> **Goal**: Please find all lines in the data that hold the string "components" and copy them.

> **Data supplied**:
========================
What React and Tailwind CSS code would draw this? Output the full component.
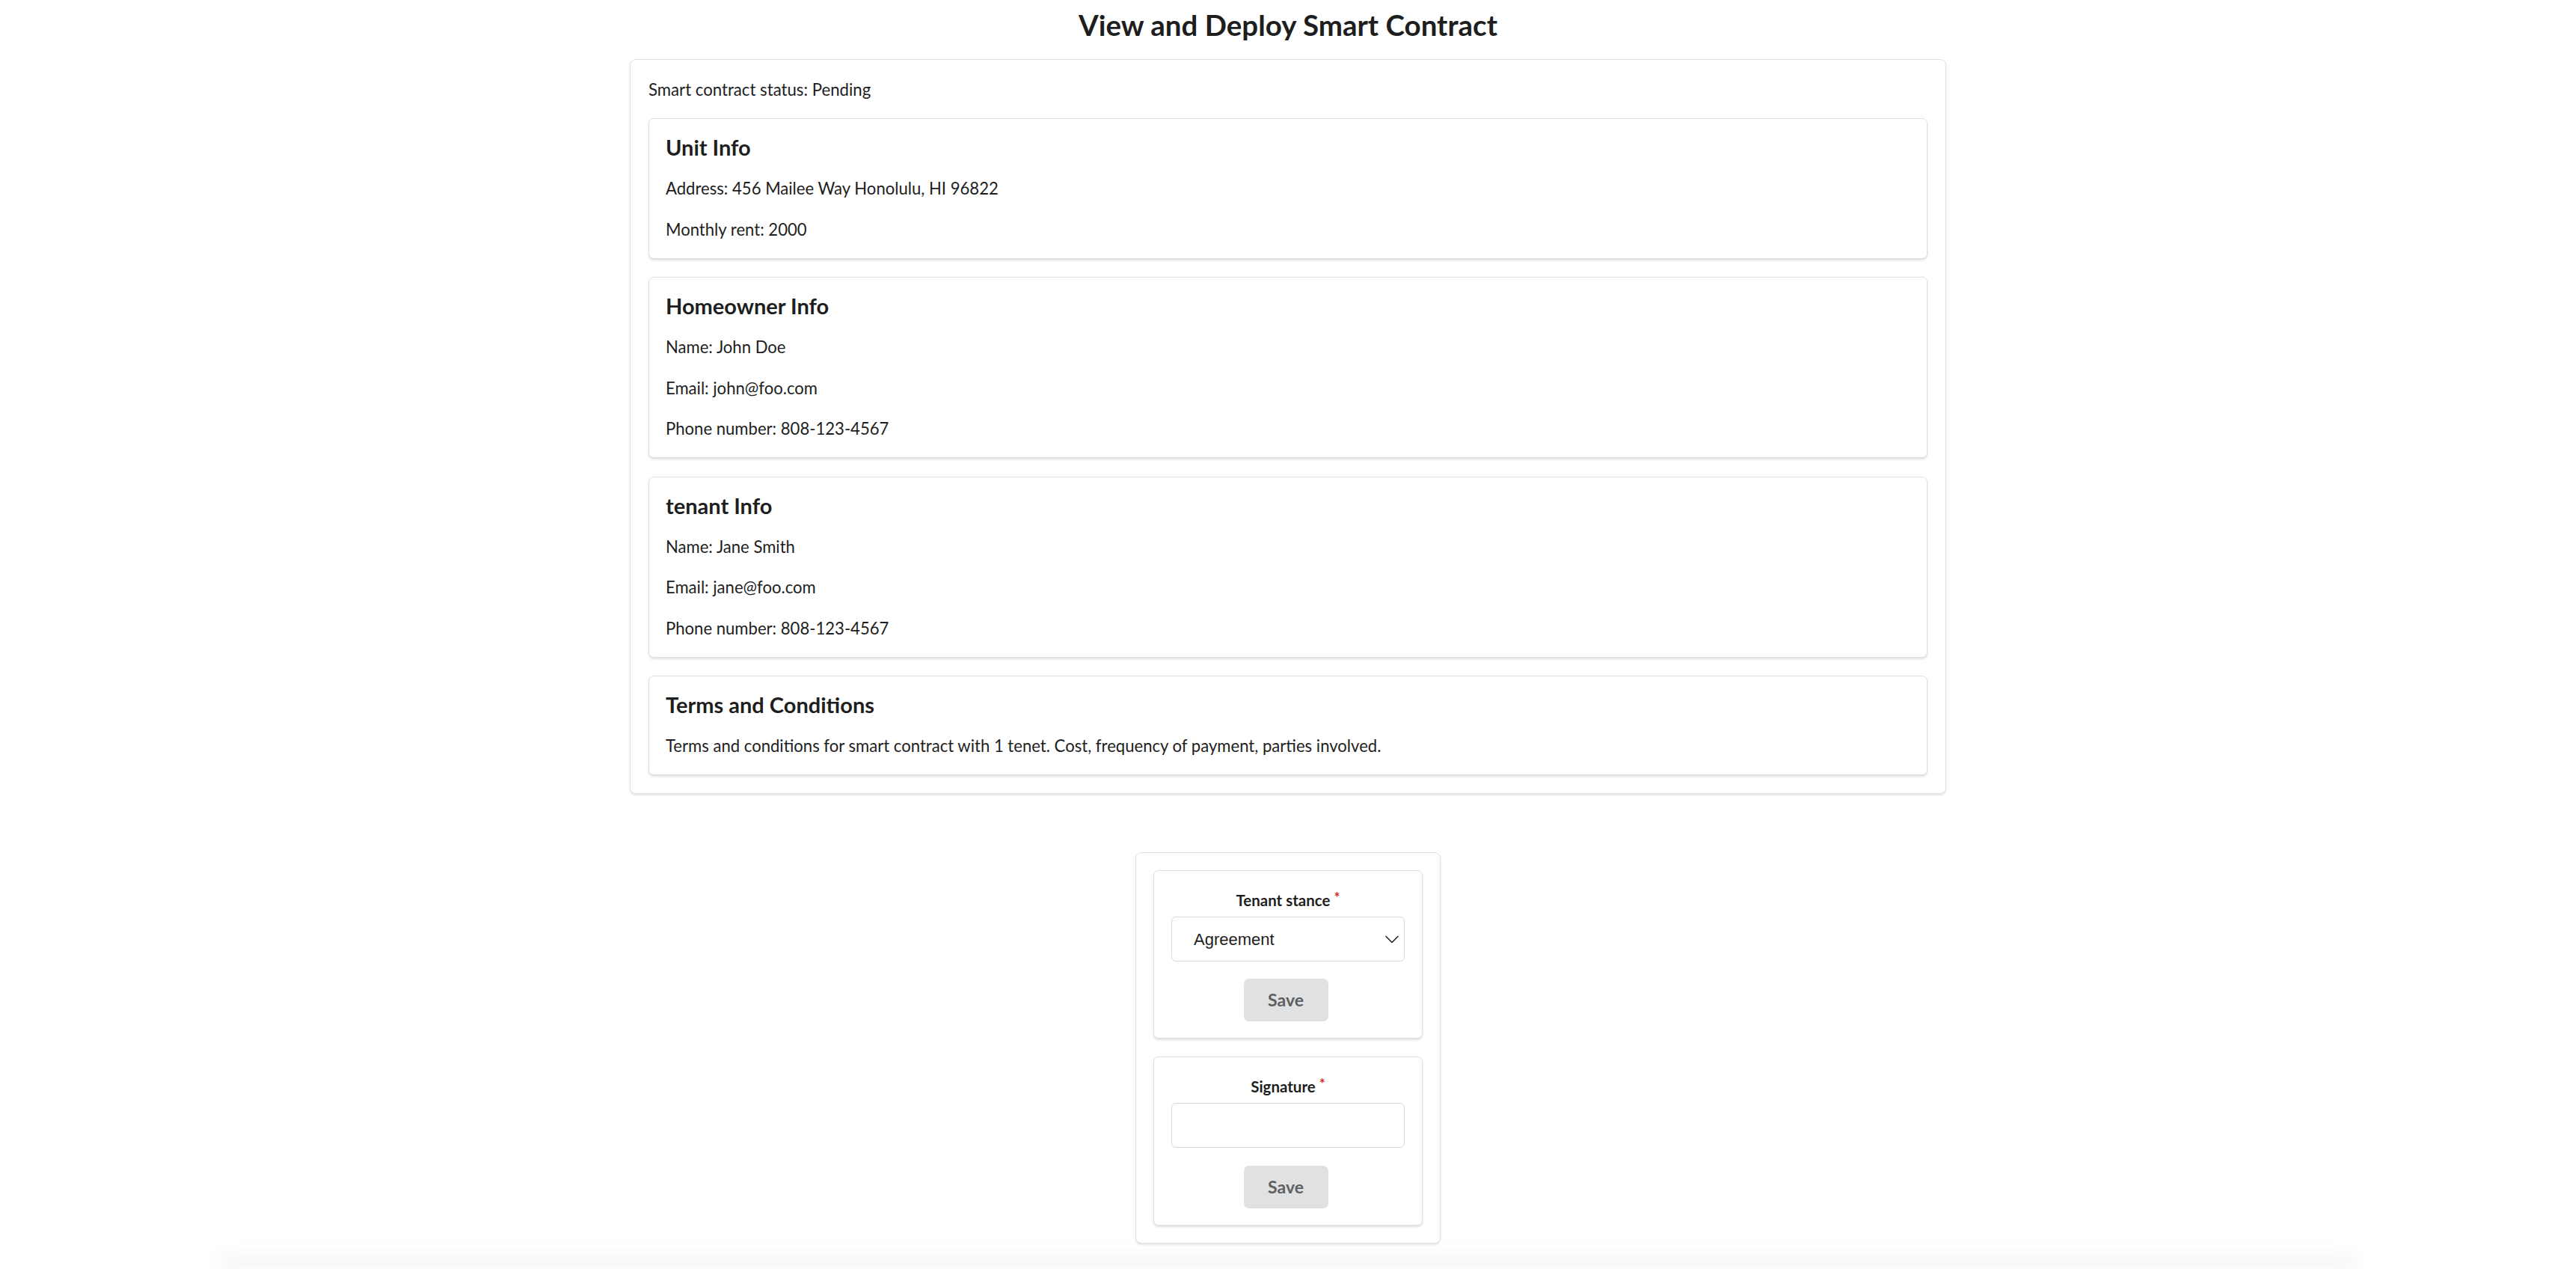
========================
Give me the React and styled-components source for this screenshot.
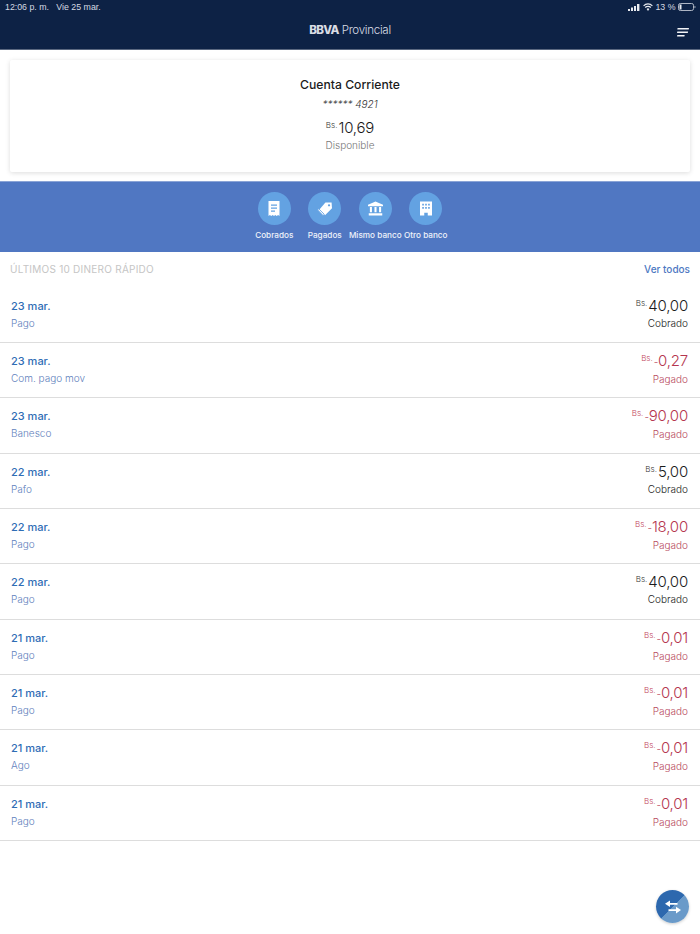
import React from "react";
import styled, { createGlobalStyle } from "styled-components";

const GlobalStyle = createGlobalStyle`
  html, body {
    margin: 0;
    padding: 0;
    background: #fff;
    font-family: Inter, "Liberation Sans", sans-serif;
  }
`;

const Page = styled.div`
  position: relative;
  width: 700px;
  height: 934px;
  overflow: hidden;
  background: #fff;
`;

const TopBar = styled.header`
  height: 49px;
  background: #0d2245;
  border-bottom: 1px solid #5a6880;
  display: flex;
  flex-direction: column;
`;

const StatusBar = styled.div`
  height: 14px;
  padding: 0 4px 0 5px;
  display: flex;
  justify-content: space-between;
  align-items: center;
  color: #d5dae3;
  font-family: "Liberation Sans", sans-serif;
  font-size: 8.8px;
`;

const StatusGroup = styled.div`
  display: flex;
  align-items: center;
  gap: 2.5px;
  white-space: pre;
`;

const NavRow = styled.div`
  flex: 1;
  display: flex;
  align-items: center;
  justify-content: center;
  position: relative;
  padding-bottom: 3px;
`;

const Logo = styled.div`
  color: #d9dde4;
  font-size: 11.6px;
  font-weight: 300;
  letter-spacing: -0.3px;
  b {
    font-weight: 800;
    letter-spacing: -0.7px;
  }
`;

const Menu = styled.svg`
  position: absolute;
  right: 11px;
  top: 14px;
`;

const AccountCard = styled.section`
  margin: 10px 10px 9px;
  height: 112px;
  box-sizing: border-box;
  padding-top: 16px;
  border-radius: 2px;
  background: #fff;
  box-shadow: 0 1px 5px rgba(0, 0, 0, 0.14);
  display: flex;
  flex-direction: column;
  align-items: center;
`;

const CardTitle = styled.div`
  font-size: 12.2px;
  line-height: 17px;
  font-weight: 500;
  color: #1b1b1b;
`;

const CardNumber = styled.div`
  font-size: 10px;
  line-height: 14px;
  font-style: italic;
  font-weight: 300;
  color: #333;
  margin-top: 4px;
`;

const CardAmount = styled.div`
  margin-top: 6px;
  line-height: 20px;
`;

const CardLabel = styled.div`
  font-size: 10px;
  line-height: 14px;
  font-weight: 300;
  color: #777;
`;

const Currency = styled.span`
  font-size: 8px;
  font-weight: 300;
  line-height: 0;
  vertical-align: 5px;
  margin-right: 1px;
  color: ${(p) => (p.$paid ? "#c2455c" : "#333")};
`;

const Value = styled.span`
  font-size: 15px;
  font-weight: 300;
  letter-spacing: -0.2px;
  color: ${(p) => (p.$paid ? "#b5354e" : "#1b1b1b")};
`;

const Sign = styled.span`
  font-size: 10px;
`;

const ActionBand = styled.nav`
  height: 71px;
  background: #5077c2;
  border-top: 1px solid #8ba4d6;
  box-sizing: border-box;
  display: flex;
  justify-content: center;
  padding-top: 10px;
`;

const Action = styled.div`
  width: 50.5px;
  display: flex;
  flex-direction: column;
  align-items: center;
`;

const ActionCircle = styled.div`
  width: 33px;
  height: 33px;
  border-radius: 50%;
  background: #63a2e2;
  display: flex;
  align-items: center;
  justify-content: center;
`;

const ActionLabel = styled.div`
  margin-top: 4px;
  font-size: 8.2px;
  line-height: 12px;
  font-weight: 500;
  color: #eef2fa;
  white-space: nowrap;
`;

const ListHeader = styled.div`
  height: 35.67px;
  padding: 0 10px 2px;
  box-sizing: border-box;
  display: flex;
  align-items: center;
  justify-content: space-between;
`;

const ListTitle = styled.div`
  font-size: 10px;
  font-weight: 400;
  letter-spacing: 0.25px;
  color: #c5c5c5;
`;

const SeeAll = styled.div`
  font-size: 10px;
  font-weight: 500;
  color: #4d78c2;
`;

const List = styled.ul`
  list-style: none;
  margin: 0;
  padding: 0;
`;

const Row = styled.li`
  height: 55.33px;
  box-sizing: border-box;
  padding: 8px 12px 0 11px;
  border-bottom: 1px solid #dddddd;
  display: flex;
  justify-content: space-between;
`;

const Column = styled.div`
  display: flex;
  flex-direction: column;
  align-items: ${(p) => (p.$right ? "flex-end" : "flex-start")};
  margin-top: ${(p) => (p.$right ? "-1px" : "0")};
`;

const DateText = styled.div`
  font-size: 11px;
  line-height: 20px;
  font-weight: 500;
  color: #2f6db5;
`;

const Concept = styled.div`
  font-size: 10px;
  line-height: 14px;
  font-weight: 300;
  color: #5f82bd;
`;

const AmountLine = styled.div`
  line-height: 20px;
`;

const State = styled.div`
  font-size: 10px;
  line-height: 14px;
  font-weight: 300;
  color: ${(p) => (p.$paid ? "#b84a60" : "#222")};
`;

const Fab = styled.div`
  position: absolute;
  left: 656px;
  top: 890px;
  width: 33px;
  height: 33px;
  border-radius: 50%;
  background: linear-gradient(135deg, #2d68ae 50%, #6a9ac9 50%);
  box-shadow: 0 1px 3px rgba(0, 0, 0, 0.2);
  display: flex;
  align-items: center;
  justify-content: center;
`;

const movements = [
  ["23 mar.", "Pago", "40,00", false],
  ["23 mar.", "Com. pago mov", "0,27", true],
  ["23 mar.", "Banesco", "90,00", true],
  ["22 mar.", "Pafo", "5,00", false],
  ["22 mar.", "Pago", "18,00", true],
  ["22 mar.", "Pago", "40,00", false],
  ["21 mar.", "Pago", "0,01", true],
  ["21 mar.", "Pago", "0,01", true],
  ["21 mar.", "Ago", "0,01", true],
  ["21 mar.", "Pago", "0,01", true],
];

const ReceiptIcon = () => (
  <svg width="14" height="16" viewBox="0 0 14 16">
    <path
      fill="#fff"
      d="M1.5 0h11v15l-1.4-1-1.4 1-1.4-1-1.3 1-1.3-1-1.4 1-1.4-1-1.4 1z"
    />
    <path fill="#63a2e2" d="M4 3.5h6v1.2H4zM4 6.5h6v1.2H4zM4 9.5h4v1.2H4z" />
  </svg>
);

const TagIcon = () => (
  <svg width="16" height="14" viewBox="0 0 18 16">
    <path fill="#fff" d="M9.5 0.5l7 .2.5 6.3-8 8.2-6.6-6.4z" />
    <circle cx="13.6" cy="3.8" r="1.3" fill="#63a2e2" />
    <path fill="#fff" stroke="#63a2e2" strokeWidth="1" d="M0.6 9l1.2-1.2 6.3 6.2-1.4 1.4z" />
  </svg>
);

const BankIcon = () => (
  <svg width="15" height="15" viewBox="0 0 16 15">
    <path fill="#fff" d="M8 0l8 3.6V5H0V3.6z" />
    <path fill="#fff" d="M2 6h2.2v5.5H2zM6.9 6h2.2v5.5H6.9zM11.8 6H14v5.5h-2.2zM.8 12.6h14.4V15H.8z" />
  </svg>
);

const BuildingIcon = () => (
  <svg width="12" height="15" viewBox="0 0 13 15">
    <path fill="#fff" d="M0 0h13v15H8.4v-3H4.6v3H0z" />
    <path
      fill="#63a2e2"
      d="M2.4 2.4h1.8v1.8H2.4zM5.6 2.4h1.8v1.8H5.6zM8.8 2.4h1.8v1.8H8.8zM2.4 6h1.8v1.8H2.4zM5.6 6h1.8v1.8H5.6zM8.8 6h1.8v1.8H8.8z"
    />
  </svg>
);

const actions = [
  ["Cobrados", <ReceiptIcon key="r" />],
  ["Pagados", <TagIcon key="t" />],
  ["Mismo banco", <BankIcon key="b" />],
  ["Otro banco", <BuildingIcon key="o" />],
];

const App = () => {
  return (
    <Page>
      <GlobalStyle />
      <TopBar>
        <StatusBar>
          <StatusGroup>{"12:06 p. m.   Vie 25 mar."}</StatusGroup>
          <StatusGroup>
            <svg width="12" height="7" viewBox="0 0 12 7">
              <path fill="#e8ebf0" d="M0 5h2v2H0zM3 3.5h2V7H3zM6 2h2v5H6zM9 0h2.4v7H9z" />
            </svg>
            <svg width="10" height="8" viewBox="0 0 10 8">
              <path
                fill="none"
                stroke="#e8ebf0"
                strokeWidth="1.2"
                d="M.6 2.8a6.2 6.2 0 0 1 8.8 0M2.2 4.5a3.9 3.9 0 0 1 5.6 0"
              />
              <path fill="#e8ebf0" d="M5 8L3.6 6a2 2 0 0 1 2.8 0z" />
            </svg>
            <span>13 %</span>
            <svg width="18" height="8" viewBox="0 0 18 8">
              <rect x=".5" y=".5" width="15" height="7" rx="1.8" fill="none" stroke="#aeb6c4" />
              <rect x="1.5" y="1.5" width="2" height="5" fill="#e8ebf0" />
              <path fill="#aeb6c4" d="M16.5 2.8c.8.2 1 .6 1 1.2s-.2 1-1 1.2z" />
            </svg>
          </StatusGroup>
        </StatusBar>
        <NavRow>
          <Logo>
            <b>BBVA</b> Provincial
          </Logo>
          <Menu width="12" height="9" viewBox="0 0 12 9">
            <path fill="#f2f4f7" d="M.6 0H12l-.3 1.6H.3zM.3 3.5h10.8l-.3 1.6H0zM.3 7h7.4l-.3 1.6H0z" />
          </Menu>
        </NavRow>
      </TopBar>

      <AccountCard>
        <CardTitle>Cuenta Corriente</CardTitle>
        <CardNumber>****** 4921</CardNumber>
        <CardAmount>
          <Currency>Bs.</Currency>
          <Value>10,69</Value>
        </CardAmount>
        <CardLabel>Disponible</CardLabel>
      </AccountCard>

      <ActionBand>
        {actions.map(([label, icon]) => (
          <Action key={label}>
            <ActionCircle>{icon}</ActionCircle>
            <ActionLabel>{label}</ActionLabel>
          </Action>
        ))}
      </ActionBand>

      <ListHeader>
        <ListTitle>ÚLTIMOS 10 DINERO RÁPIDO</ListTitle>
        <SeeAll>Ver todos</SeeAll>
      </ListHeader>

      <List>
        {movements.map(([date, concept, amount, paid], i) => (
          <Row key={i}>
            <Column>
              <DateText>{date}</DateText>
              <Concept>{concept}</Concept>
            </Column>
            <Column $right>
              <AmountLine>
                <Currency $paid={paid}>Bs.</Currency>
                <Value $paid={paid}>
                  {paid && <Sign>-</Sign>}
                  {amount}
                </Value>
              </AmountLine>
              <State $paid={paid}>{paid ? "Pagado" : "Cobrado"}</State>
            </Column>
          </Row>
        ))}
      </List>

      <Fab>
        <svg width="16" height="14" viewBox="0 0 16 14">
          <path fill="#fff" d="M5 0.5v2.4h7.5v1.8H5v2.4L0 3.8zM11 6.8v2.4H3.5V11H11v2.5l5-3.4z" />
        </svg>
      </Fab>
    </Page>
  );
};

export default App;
========================
> **Response**:
Give me the React and styled-components source for this screenshot.
import styled, { createGlobalStyle } from "styled-components";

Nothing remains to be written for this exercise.